# The request
Search the records for the word "this" and report each line that has it.

(A block of data)
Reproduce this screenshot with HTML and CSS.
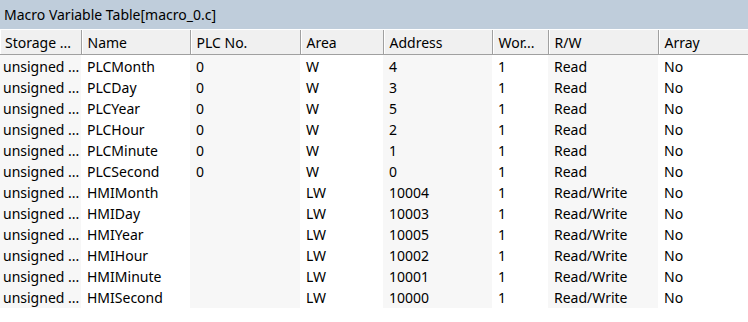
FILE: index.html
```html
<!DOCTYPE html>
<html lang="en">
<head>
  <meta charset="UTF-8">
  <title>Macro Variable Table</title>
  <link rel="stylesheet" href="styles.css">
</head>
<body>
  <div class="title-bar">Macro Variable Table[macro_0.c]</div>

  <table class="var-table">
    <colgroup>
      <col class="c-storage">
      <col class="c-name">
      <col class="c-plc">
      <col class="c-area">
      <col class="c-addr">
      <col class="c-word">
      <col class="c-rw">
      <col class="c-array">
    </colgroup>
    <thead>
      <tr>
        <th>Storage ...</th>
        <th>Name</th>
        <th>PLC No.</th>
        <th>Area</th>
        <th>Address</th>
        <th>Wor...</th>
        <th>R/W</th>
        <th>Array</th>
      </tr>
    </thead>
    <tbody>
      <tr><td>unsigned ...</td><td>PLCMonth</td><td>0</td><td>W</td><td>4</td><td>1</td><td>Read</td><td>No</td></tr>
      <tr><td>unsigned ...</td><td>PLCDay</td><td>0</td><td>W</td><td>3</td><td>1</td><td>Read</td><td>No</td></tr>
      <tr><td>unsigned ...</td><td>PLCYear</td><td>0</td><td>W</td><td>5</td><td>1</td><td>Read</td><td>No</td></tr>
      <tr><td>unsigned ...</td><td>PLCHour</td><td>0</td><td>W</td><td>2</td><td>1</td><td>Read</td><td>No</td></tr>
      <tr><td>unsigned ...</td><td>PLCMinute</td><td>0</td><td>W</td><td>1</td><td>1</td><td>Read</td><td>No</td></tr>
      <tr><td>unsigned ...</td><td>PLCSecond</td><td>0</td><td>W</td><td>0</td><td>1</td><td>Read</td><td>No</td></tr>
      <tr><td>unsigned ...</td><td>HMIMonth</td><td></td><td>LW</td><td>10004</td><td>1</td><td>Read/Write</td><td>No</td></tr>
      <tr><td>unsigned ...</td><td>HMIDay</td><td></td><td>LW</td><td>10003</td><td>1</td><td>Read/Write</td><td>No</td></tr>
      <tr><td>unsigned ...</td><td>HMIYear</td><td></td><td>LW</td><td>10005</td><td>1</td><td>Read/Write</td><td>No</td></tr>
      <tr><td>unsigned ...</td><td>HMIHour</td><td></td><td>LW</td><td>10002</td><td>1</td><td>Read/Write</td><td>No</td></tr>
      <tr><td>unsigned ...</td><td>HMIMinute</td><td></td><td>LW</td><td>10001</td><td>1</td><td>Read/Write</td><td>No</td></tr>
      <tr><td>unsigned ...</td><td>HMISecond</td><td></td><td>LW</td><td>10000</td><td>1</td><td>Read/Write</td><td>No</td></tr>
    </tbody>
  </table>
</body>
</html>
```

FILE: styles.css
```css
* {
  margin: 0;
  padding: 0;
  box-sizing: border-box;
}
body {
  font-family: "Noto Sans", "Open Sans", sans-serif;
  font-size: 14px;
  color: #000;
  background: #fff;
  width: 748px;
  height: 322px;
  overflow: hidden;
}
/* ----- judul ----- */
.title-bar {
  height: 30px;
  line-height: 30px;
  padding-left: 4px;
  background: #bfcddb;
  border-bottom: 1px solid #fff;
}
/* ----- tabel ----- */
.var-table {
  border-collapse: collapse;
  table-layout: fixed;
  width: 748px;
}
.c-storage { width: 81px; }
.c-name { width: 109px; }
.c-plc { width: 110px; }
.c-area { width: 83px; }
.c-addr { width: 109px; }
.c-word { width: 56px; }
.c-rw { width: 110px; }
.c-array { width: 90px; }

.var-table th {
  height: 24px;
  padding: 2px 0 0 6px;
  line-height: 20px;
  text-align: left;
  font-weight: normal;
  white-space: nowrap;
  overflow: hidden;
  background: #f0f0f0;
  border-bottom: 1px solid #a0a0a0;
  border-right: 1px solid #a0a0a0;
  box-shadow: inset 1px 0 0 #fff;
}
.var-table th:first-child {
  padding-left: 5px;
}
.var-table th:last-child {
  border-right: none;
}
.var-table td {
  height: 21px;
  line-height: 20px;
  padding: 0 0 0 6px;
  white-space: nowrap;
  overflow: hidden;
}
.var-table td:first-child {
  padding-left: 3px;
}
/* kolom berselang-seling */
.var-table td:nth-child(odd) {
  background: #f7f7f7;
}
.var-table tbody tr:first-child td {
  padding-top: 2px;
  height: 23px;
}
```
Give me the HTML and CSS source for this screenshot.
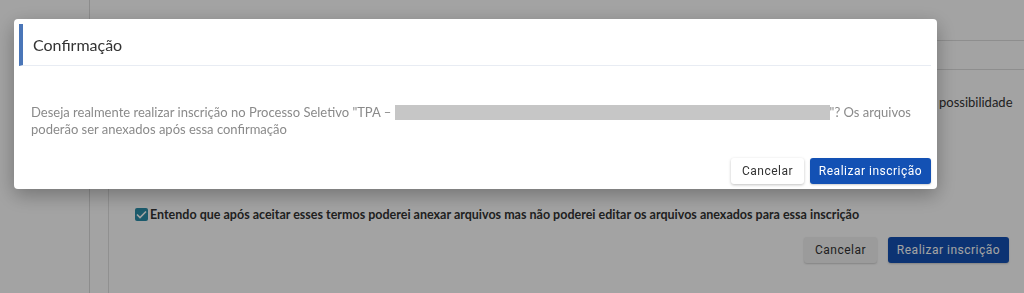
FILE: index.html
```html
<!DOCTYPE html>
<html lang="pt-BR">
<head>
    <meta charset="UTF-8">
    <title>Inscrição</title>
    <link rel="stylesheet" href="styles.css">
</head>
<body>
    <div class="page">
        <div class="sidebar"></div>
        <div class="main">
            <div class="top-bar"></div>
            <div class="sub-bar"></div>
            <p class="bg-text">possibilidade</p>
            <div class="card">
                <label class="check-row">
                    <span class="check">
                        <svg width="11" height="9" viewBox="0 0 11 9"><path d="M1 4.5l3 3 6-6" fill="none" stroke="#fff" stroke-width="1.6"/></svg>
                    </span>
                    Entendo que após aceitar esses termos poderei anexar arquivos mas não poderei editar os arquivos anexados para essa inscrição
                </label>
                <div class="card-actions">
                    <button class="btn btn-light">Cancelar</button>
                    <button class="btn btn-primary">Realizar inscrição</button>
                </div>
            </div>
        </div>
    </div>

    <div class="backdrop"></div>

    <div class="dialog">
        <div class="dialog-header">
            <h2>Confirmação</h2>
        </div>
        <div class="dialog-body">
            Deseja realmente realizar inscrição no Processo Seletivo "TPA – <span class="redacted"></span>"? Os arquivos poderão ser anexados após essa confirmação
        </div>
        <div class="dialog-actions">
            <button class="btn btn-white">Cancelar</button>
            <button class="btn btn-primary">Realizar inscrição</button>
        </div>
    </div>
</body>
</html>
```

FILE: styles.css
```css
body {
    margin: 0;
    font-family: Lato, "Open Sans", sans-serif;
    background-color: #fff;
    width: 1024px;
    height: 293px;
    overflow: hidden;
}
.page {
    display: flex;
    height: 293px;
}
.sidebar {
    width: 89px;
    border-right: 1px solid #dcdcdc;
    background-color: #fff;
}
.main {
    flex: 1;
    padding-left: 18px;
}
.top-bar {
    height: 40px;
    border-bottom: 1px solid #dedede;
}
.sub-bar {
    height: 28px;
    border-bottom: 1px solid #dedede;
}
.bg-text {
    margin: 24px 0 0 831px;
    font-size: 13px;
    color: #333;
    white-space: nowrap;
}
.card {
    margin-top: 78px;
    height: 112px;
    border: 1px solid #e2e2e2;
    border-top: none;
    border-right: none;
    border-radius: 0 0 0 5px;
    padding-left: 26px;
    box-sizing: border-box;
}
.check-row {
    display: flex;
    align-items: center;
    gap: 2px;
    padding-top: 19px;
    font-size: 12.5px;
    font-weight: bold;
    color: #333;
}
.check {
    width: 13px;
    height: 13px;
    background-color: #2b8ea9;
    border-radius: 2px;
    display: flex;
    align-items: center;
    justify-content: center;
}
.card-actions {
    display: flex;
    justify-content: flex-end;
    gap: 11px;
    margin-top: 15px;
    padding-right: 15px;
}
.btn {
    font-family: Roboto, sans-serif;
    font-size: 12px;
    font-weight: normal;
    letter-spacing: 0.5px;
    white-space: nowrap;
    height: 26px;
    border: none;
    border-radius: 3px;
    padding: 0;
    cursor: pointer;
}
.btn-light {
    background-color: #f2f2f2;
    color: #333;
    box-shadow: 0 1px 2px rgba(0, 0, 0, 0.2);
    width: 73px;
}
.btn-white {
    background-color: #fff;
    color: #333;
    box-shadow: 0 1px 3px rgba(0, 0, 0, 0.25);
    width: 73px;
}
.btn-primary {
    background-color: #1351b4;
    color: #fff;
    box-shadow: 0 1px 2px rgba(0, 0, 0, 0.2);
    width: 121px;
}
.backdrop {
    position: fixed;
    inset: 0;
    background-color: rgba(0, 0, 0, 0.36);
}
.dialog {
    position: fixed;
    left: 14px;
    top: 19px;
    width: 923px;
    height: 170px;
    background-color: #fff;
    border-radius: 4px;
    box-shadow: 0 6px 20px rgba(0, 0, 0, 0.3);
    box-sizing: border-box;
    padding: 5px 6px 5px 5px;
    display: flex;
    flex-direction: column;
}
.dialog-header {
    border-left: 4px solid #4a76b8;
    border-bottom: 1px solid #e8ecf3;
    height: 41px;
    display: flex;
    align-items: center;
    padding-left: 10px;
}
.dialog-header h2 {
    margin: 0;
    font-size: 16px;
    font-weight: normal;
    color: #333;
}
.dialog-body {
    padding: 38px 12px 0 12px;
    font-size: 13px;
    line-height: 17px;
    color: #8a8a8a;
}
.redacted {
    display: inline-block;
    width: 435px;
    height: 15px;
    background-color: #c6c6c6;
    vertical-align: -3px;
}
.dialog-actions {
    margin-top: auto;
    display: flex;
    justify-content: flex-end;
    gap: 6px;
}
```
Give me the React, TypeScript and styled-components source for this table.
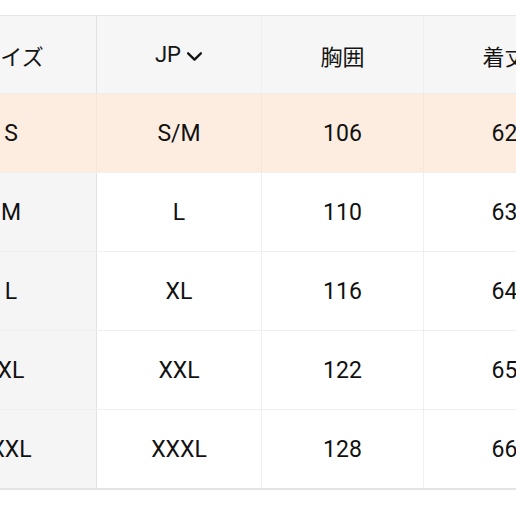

# Written solution
Reproduce this screenshot with HTML and CSS.
Give me the HTML and CSS source for this screenshot.
Give me the React, TypeScript and styled-components source for this table.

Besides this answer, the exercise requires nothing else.